◆ REQUIREMENTS ◆
For the material that follows, list every line containing the word "this".
-- start of RECORDS FOR PROCESSING --
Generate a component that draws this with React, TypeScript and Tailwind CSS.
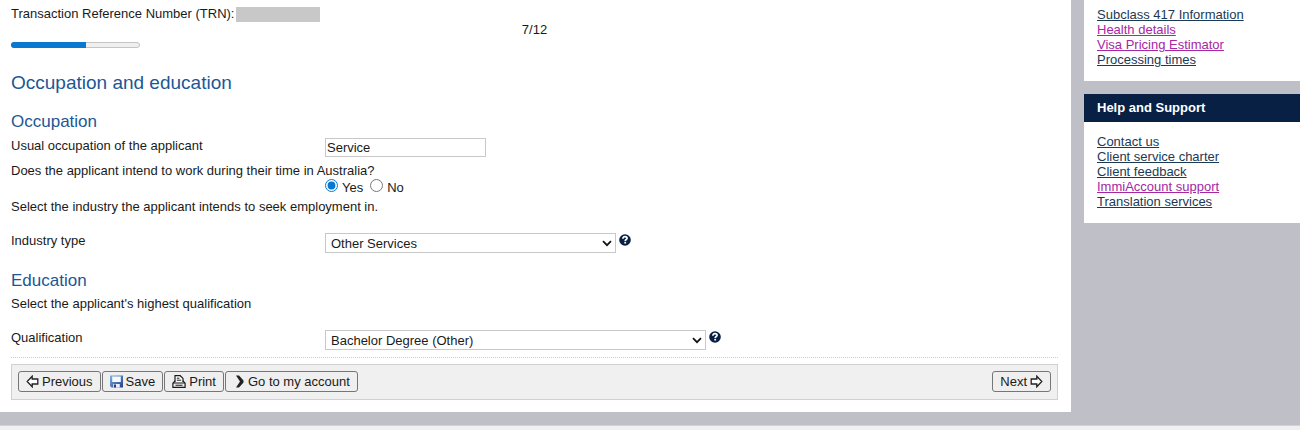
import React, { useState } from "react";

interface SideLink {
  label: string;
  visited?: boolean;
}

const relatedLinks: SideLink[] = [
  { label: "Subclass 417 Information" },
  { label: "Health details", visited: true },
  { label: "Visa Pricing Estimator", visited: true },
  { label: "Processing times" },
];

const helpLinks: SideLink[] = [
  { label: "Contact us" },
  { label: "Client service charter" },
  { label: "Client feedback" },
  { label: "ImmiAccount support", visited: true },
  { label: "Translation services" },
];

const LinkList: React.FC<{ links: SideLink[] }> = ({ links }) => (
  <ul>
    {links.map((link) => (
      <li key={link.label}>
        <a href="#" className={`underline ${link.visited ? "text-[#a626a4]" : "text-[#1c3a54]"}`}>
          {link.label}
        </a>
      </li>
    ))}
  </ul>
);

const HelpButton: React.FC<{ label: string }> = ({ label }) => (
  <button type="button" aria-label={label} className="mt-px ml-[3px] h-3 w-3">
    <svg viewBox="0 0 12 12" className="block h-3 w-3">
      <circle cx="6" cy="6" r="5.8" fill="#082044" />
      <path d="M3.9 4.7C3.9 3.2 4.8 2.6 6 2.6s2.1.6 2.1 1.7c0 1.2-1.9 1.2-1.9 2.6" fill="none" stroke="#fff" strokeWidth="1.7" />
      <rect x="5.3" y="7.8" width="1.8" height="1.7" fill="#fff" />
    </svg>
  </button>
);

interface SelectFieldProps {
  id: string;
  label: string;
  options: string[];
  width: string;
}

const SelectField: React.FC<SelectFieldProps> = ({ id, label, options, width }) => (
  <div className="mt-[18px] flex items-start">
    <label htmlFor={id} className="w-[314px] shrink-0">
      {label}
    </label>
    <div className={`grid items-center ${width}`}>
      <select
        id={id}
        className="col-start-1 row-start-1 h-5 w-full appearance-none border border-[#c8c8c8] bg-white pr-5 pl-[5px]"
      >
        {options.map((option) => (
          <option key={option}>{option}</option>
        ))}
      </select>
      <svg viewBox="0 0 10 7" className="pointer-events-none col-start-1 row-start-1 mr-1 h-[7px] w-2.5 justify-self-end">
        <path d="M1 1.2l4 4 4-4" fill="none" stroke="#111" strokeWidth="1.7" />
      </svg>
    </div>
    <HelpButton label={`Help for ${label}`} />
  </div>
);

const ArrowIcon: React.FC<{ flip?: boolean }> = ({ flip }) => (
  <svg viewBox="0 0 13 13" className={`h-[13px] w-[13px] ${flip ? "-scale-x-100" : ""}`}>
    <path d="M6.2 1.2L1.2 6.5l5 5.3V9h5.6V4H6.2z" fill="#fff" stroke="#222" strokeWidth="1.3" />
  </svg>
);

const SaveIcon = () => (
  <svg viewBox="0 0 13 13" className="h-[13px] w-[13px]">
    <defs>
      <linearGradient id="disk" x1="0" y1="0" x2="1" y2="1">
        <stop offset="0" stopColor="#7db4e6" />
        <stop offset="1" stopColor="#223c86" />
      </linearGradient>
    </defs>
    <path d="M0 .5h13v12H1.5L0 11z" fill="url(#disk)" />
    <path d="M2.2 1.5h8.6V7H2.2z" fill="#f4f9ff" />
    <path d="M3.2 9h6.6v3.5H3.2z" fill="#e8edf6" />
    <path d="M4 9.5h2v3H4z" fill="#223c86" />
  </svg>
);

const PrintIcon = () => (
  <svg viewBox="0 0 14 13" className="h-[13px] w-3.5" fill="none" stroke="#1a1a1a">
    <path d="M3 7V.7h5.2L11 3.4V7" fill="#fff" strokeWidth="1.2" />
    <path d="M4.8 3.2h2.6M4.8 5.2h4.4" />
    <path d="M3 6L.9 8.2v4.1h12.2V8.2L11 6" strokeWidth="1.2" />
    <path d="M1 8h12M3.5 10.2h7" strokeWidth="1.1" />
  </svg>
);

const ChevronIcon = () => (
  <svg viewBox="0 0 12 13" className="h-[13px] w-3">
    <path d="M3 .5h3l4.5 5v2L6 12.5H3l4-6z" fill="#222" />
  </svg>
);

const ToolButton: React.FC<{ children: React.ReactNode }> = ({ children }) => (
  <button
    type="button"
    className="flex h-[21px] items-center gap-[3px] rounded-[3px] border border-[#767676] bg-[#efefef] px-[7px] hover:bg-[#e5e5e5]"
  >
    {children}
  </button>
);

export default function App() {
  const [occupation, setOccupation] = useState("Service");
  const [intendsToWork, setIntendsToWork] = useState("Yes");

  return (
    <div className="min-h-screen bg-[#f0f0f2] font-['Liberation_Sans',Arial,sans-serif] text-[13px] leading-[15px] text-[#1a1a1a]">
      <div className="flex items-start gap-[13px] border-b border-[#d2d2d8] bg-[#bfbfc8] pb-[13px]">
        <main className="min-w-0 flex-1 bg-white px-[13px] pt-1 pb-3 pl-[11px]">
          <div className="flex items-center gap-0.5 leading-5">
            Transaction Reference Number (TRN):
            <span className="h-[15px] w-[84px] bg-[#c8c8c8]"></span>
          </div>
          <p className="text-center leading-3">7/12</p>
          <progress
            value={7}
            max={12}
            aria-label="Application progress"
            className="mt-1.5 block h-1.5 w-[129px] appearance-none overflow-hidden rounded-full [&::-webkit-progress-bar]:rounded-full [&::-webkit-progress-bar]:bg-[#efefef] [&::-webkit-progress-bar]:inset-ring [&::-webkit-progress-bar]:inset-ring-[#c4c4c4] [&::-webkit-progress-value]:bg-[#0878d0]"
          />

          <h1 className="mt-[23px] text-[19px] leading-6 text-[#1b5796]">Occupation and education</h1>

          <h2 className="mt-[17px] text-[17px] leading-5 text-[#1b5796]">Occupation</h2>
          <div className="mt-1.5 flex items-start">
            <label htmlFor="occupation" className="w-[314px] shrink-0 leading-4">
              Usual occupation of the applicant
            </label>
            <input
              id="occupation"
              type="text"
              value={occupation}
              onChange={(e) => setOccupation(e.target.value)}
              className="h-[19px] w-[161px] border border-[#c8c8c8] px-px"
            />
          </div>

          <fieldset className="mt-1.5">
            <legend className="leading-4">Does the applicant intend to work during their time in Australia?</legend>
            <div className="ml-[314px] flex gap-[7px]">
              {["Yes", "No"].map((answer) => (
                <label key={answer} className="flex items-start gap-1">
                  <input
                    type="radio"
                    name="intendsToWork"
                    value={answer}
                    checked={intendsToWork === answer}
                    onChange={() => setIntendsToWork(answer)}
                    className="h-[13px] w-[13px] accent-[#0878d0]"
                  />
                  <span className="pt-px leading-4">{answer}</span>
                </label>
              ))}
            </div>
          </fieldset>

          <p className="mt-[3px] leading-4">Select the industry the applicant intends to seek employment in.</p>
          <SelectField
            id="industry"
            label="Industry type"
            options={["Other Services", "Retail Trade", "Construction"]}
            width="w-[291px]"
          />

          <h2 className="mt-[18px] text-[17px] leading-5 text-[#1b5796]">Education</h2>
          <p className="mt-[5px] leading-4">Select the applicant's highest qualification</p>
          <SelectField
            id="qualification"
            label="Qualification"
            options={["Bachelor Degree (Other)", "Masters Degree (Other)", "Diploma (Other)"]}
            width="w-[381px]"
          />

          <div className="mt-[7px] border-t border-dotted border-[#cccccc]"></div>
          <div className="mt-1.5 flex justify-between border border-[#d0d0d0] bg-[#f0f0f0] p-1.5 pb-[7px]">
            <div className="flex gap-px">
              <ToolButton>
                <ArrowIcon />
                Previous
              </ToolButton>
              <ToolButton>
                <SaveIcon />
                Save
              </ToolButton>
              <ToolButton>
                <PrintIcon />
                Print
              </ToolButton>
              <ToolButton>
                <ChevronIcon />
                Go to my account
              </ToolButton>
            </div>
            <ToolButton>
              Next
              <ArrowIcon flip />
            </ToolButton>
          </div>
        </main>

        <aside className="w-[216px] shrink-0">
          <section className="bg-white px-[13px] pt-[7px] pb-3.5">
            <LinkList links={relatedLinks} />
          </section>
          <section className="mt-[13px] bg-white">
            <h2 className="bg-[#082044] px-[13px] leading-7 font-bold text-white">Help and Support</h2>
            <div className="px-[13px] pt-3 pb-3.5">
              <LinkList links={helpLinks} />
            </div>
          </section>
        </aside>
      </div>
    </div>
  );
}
-- end of RECORDS FOR PROCESSING --
-- start of RECORDS FOR PROCESSING --
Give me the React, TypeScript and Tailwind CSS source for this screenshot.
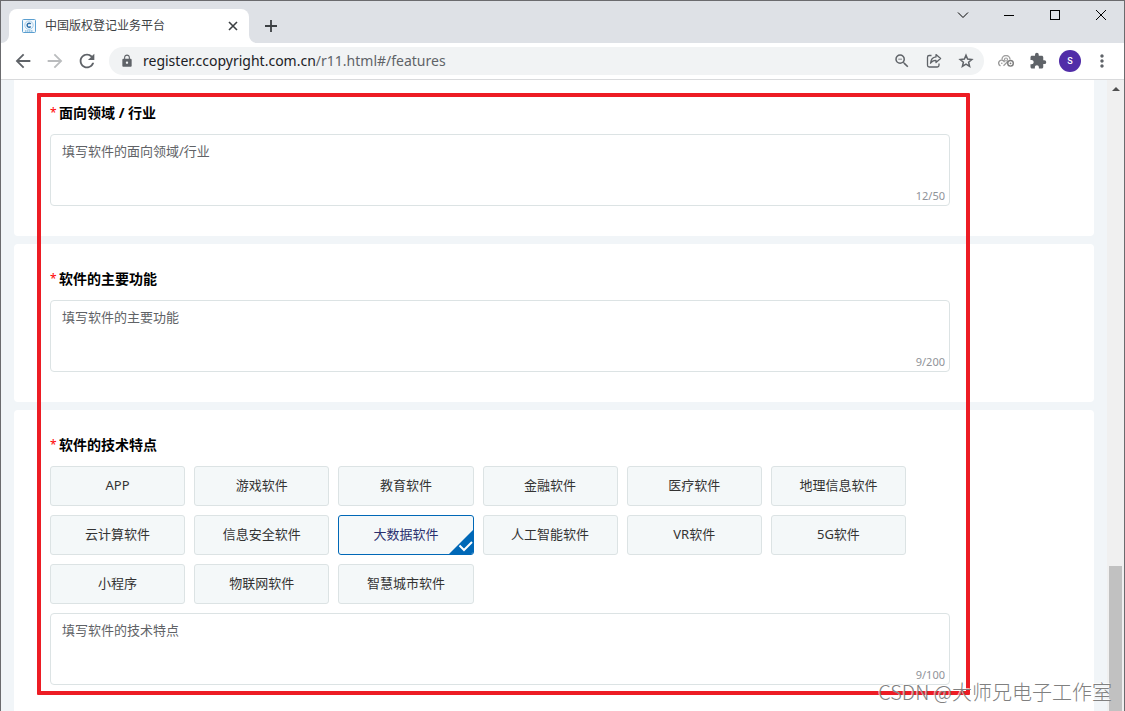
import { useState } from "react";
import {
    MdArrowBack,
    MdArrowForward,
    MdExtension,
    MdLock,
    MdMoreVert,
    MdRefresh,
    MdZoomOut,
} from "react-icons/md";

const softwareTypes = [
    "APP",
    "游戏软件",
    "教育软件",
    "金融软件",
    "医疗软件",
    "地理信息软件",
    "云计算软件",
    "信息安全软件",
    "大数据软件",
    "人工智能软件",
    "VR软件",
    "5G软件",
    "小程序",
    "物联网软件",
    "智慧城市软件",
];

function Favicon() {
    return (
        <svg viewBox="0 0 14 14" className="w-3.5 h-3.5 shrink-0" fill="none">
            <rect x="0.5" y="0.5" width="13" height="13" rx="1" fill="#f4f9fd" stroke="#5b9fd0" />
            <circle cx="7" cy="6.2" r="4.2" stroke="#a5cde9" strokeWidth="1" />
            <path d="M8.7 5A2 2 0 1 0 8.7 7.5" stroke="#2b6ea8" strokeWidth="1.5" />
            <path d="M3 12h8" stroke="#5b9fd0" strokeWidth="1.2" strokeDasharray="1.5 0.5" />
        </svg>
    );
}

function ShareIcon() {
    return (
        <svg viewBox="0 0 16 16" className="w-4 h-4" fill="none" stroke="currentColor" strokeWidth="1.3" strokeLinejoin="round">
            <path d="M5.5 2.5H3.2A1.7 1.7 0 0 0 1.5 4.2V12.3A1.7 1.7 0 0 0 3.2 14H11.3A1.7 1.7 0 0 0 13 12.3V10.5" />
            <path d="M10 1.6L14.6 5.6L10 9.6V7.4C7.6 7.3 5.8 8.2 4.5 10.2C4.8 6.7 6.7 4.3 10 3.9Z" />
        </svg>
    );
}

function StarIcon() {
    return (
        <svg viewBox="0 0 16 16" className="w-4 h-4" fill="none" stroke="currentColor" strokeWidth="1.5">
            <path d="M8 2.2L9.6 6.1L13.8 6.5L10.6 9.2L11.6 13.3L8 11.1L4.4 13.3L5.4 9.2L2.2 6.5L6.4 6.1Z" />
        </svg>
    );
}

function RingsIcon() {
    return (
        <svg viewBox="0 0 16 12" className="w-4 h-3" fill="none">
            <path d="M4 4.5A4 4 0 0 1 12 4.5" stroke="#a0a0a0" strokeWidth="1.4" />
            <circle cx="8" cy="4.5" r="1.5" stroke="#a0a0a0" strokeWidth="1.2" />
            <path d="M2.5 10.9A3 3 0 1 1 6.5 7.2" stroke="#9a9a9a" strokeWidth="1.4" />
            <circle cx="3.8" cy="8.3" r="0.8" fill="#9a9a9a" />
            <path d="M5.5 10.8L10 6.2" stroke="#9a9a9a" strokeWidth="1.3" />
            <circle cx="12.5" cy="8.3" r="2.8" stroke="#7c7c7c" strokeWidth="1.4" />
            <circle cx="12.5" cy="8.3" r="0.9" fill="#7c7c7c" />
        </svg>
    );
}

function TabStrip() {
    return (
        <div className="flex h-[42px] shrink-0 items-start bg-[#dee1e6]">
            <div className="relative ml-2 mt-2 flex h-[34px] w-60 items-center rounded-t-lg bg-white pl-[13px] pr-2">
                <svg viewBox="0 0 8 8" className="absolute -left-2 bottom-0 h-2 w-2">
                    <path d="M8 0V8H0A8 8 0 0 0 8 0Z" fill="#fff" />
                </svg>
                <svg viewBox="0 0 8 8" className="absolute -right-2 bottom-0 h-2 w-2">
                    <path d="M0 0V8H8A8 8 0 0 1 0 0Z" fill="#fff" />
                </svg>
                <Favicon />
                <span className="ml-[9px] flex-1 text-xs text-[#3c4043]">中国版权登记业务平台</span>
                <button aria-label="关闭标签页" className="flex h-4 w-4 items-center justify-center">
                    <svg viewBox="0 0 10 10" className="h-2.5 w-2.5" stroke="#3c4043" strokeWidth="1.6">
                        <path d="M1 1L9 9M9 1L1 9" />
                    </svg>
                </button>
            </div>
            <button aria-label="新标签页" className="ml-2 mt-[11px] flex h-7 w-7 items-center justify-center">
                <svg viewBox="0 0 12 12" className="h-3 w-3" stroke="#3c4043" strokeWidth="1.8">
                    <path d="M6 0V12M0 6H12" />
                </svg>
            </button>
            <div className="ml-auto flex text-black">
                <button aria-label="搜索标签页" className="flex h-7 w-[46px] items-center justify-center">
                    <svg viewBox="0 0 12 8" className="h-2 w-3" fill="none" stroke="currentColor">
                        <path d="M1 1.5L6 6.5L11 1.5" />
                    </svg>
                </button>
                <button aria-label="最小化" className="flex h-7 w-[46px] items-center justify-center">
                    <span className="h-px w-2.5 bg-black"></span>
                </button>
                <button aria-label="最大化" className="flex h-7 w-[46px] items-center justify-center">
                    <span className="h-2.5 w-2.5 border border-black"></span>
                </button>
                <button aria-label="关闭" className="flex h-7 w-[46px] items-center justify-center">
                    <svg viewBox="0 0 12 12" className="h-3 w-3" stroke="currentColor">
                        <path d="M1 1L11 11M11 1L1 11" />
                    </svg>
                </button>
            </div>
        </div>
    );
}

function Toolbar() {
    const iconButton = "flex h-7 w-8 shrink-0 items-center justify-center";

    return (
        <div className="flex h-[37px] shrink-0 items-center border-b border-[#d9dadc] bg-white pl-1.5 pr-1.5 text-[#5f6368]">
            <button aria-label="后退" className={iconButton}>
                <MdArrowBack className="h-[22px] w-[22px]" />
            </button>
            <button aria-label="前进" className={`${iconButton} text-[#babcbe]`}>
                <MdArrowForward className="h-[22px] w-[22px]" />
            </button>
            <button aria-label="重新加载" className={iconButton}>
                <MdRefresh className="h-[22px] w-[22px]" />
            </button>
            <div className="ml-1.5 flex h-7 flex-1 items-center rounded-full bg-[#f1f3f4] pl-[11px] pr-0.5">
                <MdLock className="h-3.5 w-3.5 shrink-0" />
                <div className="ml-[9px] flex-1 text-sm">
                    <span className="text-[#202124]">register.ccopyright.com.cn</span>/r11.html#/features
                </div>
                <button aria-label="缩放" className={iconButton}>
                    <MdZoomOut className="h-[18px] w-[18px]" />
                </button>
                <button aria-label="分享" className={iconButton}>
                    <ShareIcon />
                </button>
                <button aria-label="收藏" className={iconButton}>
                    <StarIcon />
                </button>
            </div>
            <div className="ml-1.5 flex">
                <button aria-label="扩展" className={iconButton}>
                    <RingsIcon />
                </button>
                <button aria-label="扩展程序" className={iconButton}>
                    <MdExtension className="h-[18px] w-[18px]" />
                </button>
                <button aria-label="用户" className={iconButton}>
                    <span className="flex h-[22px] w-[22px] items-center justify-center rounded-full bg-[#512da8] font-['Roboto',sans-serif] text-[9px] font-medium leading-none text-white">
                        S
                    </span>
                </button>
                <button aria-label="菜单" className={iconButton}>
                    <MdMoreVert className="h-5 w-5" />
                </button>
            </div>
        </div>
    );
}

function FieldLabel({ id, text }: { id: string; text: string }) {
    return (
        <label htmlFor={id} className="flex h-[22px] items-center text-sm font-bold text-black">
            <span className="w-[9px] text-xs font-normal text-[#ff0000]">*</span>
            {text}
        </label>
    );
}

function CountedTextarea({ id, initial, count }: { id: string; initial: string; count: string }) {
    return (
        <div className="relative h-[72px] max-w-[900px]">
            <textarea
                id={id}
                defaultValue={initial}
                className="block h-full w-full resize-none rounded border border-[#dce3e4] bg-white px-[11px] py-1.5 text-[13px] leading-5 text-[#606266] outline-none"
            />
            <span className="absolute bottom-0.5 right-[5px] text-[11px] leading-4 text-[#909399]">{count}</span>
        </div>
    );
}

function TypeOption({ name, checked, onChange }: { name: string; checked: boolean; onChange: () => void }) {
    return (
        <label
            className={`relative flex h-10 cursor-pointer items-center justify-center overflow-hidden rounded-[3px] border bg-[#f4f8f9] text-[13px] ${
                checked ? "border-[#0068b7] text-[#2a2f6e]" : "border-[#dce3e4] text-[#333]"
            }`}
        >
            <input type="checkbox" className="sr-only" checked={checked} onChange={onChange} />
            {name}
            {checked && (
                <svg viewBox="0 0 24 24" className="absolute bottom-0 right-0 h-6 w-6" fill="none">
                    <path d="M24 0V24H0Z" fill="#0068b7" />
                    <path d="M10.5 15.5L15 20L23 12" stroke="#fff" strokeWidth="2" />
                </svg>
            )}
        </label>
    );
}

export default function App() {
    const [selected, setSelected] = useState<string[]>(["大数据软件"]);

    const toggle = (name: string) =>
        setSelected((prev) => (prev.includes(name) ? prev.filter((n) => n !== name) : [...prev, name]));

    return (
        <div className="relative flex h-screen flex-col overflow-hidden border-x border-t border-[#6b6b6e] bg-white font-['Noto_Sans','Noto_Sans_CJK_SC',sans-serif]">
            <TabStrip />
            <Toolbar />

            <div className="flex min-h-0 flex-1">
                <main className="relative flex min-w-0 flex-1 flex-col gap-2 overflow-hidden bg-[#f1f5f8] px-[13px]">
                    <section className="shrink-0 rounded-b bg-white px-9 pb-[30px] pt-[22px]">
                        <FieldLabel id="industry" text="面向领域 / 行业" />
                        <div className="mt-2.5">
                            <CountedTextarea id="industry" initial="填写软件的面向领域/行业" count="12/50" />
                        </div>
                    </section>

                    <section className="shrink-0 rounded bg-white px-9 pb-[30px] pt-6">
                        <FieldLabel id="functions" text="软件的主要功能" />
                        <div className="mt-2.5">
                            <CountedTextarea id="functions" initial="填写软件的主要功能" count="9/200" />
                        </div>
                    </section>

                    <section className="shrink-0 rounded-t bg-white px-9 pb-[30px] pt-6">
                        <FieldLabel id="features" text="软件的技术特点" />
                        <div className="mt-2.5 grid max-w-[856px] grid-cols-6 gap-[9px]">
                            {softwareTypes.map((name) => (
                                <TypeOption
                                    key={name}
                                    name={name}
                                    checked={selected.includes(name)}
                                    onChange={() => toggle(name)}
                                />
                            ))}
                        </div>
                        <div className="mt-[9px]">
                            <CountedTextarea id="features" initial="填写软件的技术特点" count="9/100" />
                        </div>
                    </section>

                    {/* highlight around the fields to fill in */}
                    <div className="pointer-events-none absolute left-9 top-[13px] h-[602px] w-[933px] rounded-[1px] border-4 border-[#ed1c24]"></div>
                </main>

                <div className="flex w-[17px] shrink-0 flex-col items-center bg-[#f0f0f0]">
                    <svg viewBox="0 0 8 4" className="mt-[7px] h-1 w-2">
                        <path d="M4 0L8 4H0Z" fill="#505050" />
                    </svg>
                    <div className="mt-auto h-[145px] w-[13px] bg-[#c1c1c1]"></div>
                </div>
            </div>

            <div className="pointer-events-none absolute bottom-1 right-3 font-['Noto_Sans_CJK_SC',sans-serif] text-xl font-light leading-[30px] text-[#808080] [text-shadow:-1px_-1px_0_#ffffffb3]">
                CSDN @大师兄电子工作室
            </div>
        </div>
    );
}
-- end of RECORDS FOR PROCESSING --
◆ RESULT OF THE TASK ◆
Generate a component that draws this with React, TypeScript and Tailwind CSS.
Give me the React, TypeScript and Tailwind CSS source for this screenshot.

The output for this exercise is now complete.